Como suele suceder cuando algo te marca tanto como para dejarte una huella imborrable en el alma, durante todo mi periplo escolar por diversas ciudades, intenté sin éxito volver a sentir lo sentido en la pequeña escuela orensana. Traté fallidamente de transformar otros colegios en un hogar y hasta, sin pretenderlo, busqué las miradas de todos los compañeros que había dejado en la ciudad de Las Burgas en las de aquellos con los que me fui topando después.

Me imaginaba que, a diferencia de mí y a causa del traslado laboral de mi progenitor, ellos sí seguirían unidos por esos fuertes lazos que solemos sentir para con aquellos que nos conocen sin trampa ni cartón, sin ornamentos ni artificios y que, por ello, nos quieren por ser quienes somos y no por aquello en lo que-para bien o para mal- nos convertimos después.

Nunca pude olvidar el quiosco de Aníbal, la pastelería Ramos, los helados de El Cortijo, las piscinas de Ramirás, o los juegos en el parque de San Lázaro… Me imaginaba a todos mis antiguos compañeros formando una gran pandilla; pero es que suele ocurrir que el que se va idealiza o, incluso, simplifica. Como si de un mecanismo de defensa se tratase, procura congelar en el tiempo los recuerdos para, de vez en cuando, consolarse pensando que siguen ahí, petrificados, esperándole sin esperarle como si de un refugio al que acudir de tanto en cuanto, se tratase.

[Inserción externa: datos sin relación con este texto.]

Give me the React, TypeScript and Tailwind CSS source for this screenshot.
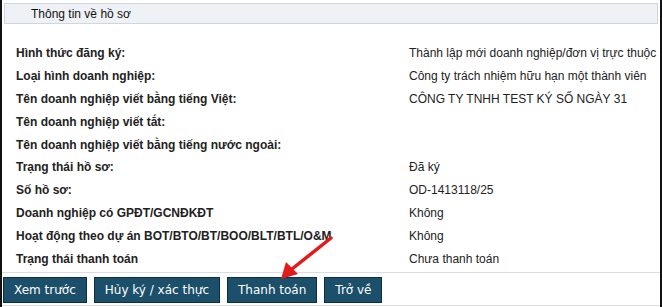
const rows: [string, string][] = [
  ["Hình thức đăng ký:", "Thành lập mới doanh nghiệp/đơn vị trực thuộc"],
  ["Loại hình doanh nghiệp:", "Công ty trách nhiệm hữu hạn một thành viên"],
  ["Tên doanh nghiệp viết bằng tiếng Việt:", "CÔNG TY TNHH TEST KÝ SỐ NGÀY 31"],
  ["Tên doanh nghiệp viết tắt:", ""],
  ["Tên doanh nghiệp viết bằng tiếng nước ngoài:", ""],
  ["Trạng thái hồ sơ:", "Đã ký"],
  ["Số hồ sơ:", "OD-1413118/25"],
  ["Doanh nghiệp có GPĐT/GCNĐKĐT", "Không"],
  ["Hoạt động theo dự án BOT/BTO/BT/BOO/BLT/BTL/O&M", "Không"],
  ["Trạng thái thanh toán", "Chưa thanh toán"],
];

const buttons = ["Xem trước", "Hủy ký / xác thực", "Thanh toán", "Trở về"];

export default function App() {
  return (
    <div className="relative h-[307px] w-[662px] overflow-hidden bg-white font-['Liberation_Sans',Arial,sans-serif] text-[#222]">
      <div className="flex h-full flex-col border-x-2 border-[#111] pt-[3px]">
        <div className="mx-[2px] flex h-[21px] items-center border border-[#cfd6de] bg-[#eef1f6] pl-[26px] text-[12px] text-[#111]">
          Thông tin về hồ sơ
        </div>
        <div className="mt-[18px] flex flex-col">
          {rows.map(([label, value]) => (
            <div key={label} className="flex h-[22.8px] items-center text-[12px]">
              <div className="w-[407px] whitespace-nowrap pl-[14px] font-bold">{label}</div>
              <div className="whitespace-nowrap">{value}</div>
            </div>
          ))}
        </div>
        <div className="mt-[2px] border-y border-[#d9dee4] pt-[4px] pb-[2px]">
          <div className="flex gap-[7px] pl-[1px]">
            {buttons.map((b) => (
              <button
                key={b}
                className="h-[26px] border border-[#0b3044] bg-[#1b4f6a] px-[10px] font-['DejaVu_Sans',Verdana,sans-serif] text-[12px] text-white"
              >
                {b}
              </button>
            ))}
          </div>
        </div>
      </div>
      <svg className="absolute left-0 top-0" width="662" height="307" viewBox="0 0 662 307">
        <line x1="331" y1="238" x2="292" y2="269" stroke="#e31b1b" strokeWidth="3.5" strokeLinecap="round" />
        <polygon points="281,279 286,262 298,274" fill="#e31b1b" />
      </svg>
    </div>
  );
}
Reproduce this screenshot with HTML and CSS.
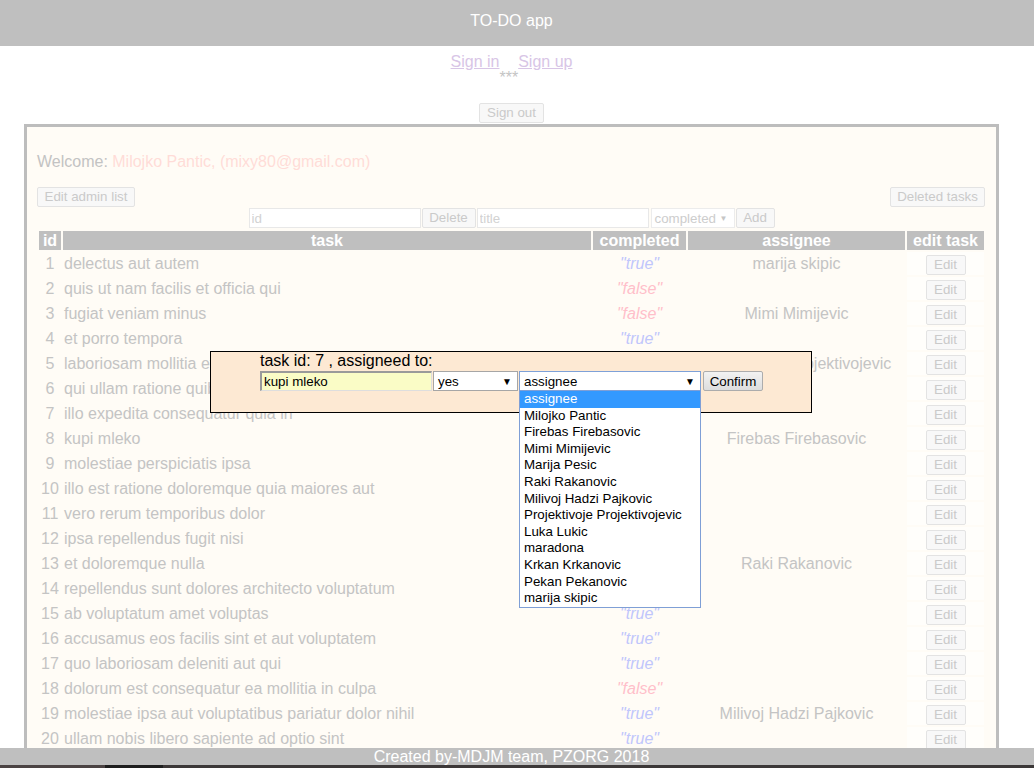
FILE: index.html
```html
<!DOCTYPE html>
<html>
<head>
<meta charset="utf-8">
<title>TO-DO app</title>
<link rel="stylesheet" href="styles.css">
</head>
<body>
<header class="topbar"><div class="topbar-title">TO-DO app</div></header>
<div class="page">
  <nav class="auth"><a href="#" class="auth-link">Sign in</a><span class="stars">***</span><a href="#" class="auth-link">Sign up</a></nav>
  <div class="signout-row"><button class="btn btn-signout">Sign out</button></div>
  <main class="panel">
    <p class="welcome">Welcome: <span class="user">Milojko Pantic, (mixy80@gmail.com)</span></p>
    <div class="toolbar">
      <button class="btn btn-admin">Edit admin list</button>
      <button class="btn btn-deleted">Deleted tasks</button>
    </div>
    <div class="addform">
      <input class="field" placeholder="id">
      <button class="btn btn-delete">Delete</button>
      <input class="field field-title" placeholder="title">
      <div class="fake-select"><span>completed</span><span class="arrow">▼</span></div>
      <button class="btn btn-add">Add</button>
    </div>
    <table class="tasks">
      <colgroup>
        <col class="c-id"><col class="c-task"><col class="c-done"><col class="c-who"><col class="c-edit">
      </colgroup>
      <thead>
        <tr><th>id</th><th>task</th><th>completed</th><th>assignee</th><th>edit task</th></tr>
      </thead>
      <tbody>
        <tr><td class="num">1</td><td>delectus aut autem</td><td class="yes">"true"</td><td class="who">marija skipic</td><td class="edit"><button class="btn btn-edit">Edit</button></td></tr>
        <tr><td class="num">2</td><td>quis ut nam facilis et officia qui</td><td class="no">"false"</td><td class="who"></td><td class="edit"><button class="btn btn-edit">Edit</button></td></tr>
        <tr><td class="num">3</td><td>fugiat veniam minus</td><td class="no">"false"</td><td class="who">Mimi Mimijevic</td><td class="edit"><button class="btn btn-edit">Edit</button></td></tr>
        <tr><td class="num">4</td><td>et porro tempora</td><td class="yes">"true"</td><td class="who"></td><td class="edit"><button class="btn btn-edit">Edit</button></td></tr>
        <tr><td class="num">5</td><td>laboriosam mollitia et enim quasi adipisci quia provident illum</td><td class="no">"false"</td><td class="who">Projektivoje Projektivojevic</td><td class="edit"><button class="btn btn-edit">Edit</button></td></tr>
        <tr><td class="num">6</td><td>qui ullam ratione quibusdam voluptatem quia omnis</td><td class="no">"false"</td><td class="who"></td><td class="edit"><button class="btn btn-edit">Edit</button></td></tr>
        <tr><td class="num">7</td><td>illo expedita consequatur quia in</td><td class="no">"false"</td><td class="who"></td><td class="edit"><button class="btn btn-edit">Edit</button></td></tr>
        <tr><td class="num">8</td><td>kupi mleko</td><td class="yes">"true"</td><td class="who">Firebas Firebasovic</td><td class="edit"><button class="btn btn-edit">Edit</button></td></tr>
        <tr><td class="num">9</td><td>molestiae perspiciatis ipsa</td><td class="no">"false"</td><td class="who"></td><td class="edit"><button class="btn btn-edit">Edit</button></td></tr>
        <tr><td class="num">10</td><td>illo est ratione doloremque quia maiores aut</td><td class="yes">"true"</td><td class="who"></td><td class="edit"><button class="btn btn-edit">Edit</button></td></tr>
        <tr><td class="num">11</td><td>vero rerum temporibus dolor</td><td class="yes">"true"</td><td class="who"></td><td class="edit"><button class="btn btn-edit">Edit</button></td></tr>
        <tr><td class="num">12</td><td>ipsa repellendus fugit nisi</td><td class="yes">"true"</td><td class="who"></td><td class="edit"><button class="btn btn-edit">Edit</button></td></tr>
        <tr><td class="num">13</td><td>et doloremque nulla</td><td class="no">"false"</td><td class="who">Raki Rakanovic</td><td class="edit"><button class="btn btn-edit">Edit</button></td></tr>
        <tr><td class="num">14</td><td>repellendus sunt dolores architecto voluptatum</td><td class="yes">"true"</td><td class="who"></td><td class="edit"><button class="btn btn-edit">Edit</button></td></tr>
        <tr><td class="num">15</td><td>ab voluptatum amet voluptas</td><td class="yes">"true"</td><td class="who"></td><td class="edit"><button class="btn btn-edit">Edit</button></td></tr>
        <tr><td class="num">16</td><td>accusamus eos facilis sint et aut voluptatem</td><td class="yes">"true"</td><td class="who"></td><td class="edit"><button class="btn btn-edit">Edit</button></td></tr>
        <tr><td class="num">17</td><td>quo laboriosam deleniti aut qui</td><td class="yes">"true"</td><td class="who"></td><td class="edit"><button class="btn btn-edit">Edit</button></td></tr>
        <tr><td class="num">18</td><td>dolorum est consequatur ea mollitia in culpa</td><td class="no">"false"</td><td class="who"></td><td class="edit"><button class="btn btn-edit">Edit</button></td></tr>
        <tr><td class="num">19</td><td>molestiae ipsa aut voluptatibus pariatur dolor nihil</td><td class="yes">"true"</td><td class="who">Milivoj Hadzi Pajkovic</td><td class="edit"><button class="btn btn-edit">Edit</button></td></tr>
        <tr><td class="num">20</td><td>ullam nobis libero sapiente ad optio sint</td><td class="yes">"true"</td><td class="who"></td><td class="edit"><button class="btn btn-edit">Edit</button></td></tr>
      </tbody>
    </table>
  </main>
</div>

<div class="modal">
  <div class="modal-inner">
    <div class="modal-label">task id: 7 , assigneed to:</div>
    <div class="modal-controls">
      <div class="m-input">kupi mleko</div>
      <div class="m-select m-select-yes">yes<span class="m-arrow">▼</span></div>
      <div class="m-select m-select-who">assignee<span class="m-arrow">▼</span>
        <ul class="dropdown">
          <li class="opt opt-active">assignee</li>
          <li class="opt">Milojko Pantic</li>
          <li class="opt">Firebas Firebasovic</li>
          <li class="opt">Mimi Mimijevic</li>
          <li class="opt">Marija Pesic</li>
          <li class="opt">Raki Rakanovic</li>
          <li class="opt">Milivoj Hadzi Pajkovic</li>
          <li class="opt">Projektivoje Projektivojevic</li>
          <li class="opt">Luka Lukic</li>
          <li class="opt">maradona</li>
          <li class="opt">Krkan Krkanovic</li>
          <li class="opt">Pekan Pekanovic</li>
          <li class="opt">marija skipic</li>
        </ul>
      </div>
      <button class="m-confirm">Confirm</button>
    </div>
  </div>
</div>

<footer class="footer">
  <div class="footer-bar"><div class="footer-text">Created by-MDJM team, PZORG 2018</div></div>
  <div class="footer-strip"><span class="strip-a"></span><span class="strip-b"></span></div>
</footer>
</body>
</html>
```

FILE: styles.css
```css
* { box-sizing: border-box; }

html, body {
  margin: 0;
  padding: 0;
  overflow: hidden;
}

body {
  width: 1034px;
  height: 768px;
  background: #ffffff;
  font-family: "Liberation Sans", Arial, sans-serif;
  font-size: 16px;
}

.topbar {
  height: 46px;
  background: #bfbfbf;
}

.topbar-title {
  width: 1023px;
  padding-top: 12px;
  line-height: 18px;
  text-align: center;
  color: #ffffff;
}

.page { width: 1023px; }

.auth {
  height: 57px;
  padding-top: 7px;
  line-height: 18px;
  text-align: center;
}

.auth-link {
  color: #d8c5e6;
  text-decoration: underline;
}

.stars {
  color: #c4c4c4;
  vertical-align: -16px;
}

.signout-row {
  display: flex;
  justify-content: center;
  height: 21px;
}

.btn {
  height: 20px;
  padding: 0;
  font-family: "Liberation Sans", Arial, sans-serif;
  font-size: 13.33px;
  line-height: 18px;
  color: #cacaca;
  background: #f8f8f8;
  border: 1px solid #e3e3e3;
  border-radius: 2px;
  text-align: center;
}

.btn-signout { width: 65px; }
.btn-admin { width: 98px; }
.btn-deleted { width: 95px; }
.btn-delete { width: 54px; margin-left: 1px; }
.btn-add { width: 39px; margin-left: 1px; }
.btn-edit { width: 40px; vertical-align: middle; }

.panel {
  height: 720px;
  margin: 0 24px;
  padding: 26px 10px 0 10px;
  background: #fffcf6;
  border: 3px solid #bdbdbd;
}

.welcome {
  margin: 0;
  line-height: 18px;
  color: #c3c3c3;
}

.user { color: #ffdcd8; }

.toolbar {
  display: flex;
  justify-content: space-between;
  margin-top: 16px;
  padding-right: 1px;
}

.addform {
  display: flex;
  justify-content: center;
  margin-top: 1px;
  height: 20px;
}

.field {
  width: 172px;
  height: 20px;
  padding: 1px 2px;
  font-family: "Liberation Sans", Arial, sans-serif;
  font-size: 13.33px;
  color: #c8c8c8;
  background: #ffffff;
  border: 1px solid #e8e8e8;
  outline: none;
}

.field::placeholder { color: #d2d2d2; }

.field-title { margin-left: 1px; }

.fake-select {
  display: flex;
  align-items: center;
  justify-content: space-between;
  width: 84px;
  height: 20px;
  margin-left: 2px;
  padding: 0 6px 0 3px;
  font-size: 13.33px;
  color: #cdcdcd;
  background: #ffffff;
  border: 1px solid #ececec;
}

.arrow { font-size: 8px; color: #c6c6c6; }

.tasks {
  width: 949px;
  margin-top: 1px;
  table-layout: fixed;
  border-spacing: 2px;
}

.c-id { width: 22px; }
.c-task { width: 528px; }
.c-done { width: 93px; }
.c-who { width: 217px; }
.c-edit { width: 77px; }

.tasks th {
  height: 19px;
  padding: 0;
  line-height: 19px;
  font-weight: bold;
  color: #ffffff;
  background: #bfbfbf;
}

.tasks td {
  height: 23px;
  padding: 0 1px;
  line-height: 23px;
  color: #c4c4c4;
  white-space: nowrap;
  overflow: hidden;
}

.tasks td.num { text-align: center; padding: 0; }
.tasks td.yes { text-align: center; font-style: italic; color: #c0c6fc; }
.tasks td.no { text-align: center; font-style: italic; color: #ffbfca; }
.tasks td.who { text-align: center; }
.tasks td.edit { text-align: center; background: #fffefb; }

/* modal overlay */
.modal {
  position: fixed;
  left: 210px;
  top: 351px;
  width: 602px;
  height: 62px;
  background: #fde9d3;
  border: 1px solid #000000;
  z-index: 5;
}

.modal-inner { padding-left: 49px; }

.modal-label {
  height: 19px;
  line-height: 18px;
  color: #000000;
}

.modal-controls {
  display: flex;
  height: 20px;
}

.m-input {
  width: 172px;
  height: 20px;
  padding: 1px 2px 0;
  font-size: 13.33px;
  line-height: 16px;
  color: #000000;
  background: #fafcc6;
  border-style: solid;
  border-width: 2px 1px 1px 2px;
  border-color: #9a9a9a #dedede #dedede #9a9a9a;
}

.m-select {
  position: relative;
  display: flex;
  align-items: center;
  justify-content: space-between;
  height: 20px;
  margin-left: 1px;
  padding: 0 5px 0 4px;
  font-size: 13.33px;
  color: #000000;
  background: #ffffff;
  border: 1px solid #a6a6a6;
}

.m-select-yes { width: 85px; }

.m-select-who {
  width: 182px;
  border-color: #7ea1d8;
}

.m-arrow { font-size: 10px; color: #000000; }

.dropdown {
  position: absolute;
  left: -1px;
  top: 18px;
  width: 182px;
  margin: 0;
  padding: 0;
  list-style: none;
  background: #ffffff;
  border: 1px solid #7f9fd6;
  z-index: 10;
}

.opt {
  height: 16.6px;
  padding-left: 4px;
  font-size: 13.33px;
  line-height: 16.6px;
  color: #000000;
  white-space: nowrap;
}

.opt-active {
  color: #ffffff;
  background: #3399ff;
}

.m-confirm {
  width: 60px;
  height: 20px;
  margin-left: 2px;
  padding: 0;
  font-family: "Liberation Sans", Arial, sans-serif;
  font-size: 13.33px;
  color: #000000;
  background: linear-gradient(#f2f2f2, #dddddd);
  border: 1px solid #acacac;
  border-radius: 2px;
}

/* fixed footer */
.footer {
  position: fixed;
  left: 0;
  bottom: 0;
  width: 1034px;
  z-index: 3;
}

.footer-bar {
  height: 17px;
  background: #bfbfbf;
}

.footer-text {
  width: 1023px;
  line-height: 17px;
  text-align: center;
  color: #ffffff;
}

.footer-strip {
  display: flex;
  height: 3px;
  background: #3c3838;
}

.strip-a { width: 105px; background: #4b4343; }
.strip-b { width: 58px; background: #1e1e1e; }
```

Sin saber dónde llamar, ni a quién preguntar y con los apellidos y rostros de casi todos desdibujados, las redes sociales y un ascensor obraron el milagro de toparme primero con la inteligente, solícita y sagaz María Olano y, bastante después, con la valiente, idealista y luchadora Estela Bobo. Dos de mis mejores amigas de antaño a las que, contra todo mi pronóstico, la vida también había desconectado entre sí. Comprendí entonces que el recuerdo pueril de unidad solamente habitaba en mi cabeza, como un estandarte, como un referente, como la idealización de una vida pasada… Sin embargo, como si no hubiera transcurrido el tiempo, decidimos con entusiasmo formar un grupo telefónico. Y así llegaron, entre otros muchos y muy apreciados, Teté Rodríguez Fortes con la calidez de su cautivadora simpatía, Elena Gallego con su prudencia observadora y reflexiva, o Marina Blanco y su siempre cariñoso acogimiento.

Pusimos letras a muchos de los apellidos olvidados y nombres a los rostros borrosos de las viejas fotografías. Y el grupo empezó a engordar ante la sorpresa mayúscula de todos aquellos hombres y mujeres que aceptaron sin reticencias volver a vivir el colegio Belén. Volver a la alegría del encuentro inesperado. Volver a ser amigos de nuevo pero, fundamentalmente y al regresar al origen de todo, pusimos los peldaños para reencontrarnos cada cual consigo mismo, un lugar por el que de cuando en cuando les recomiendo que se paseen.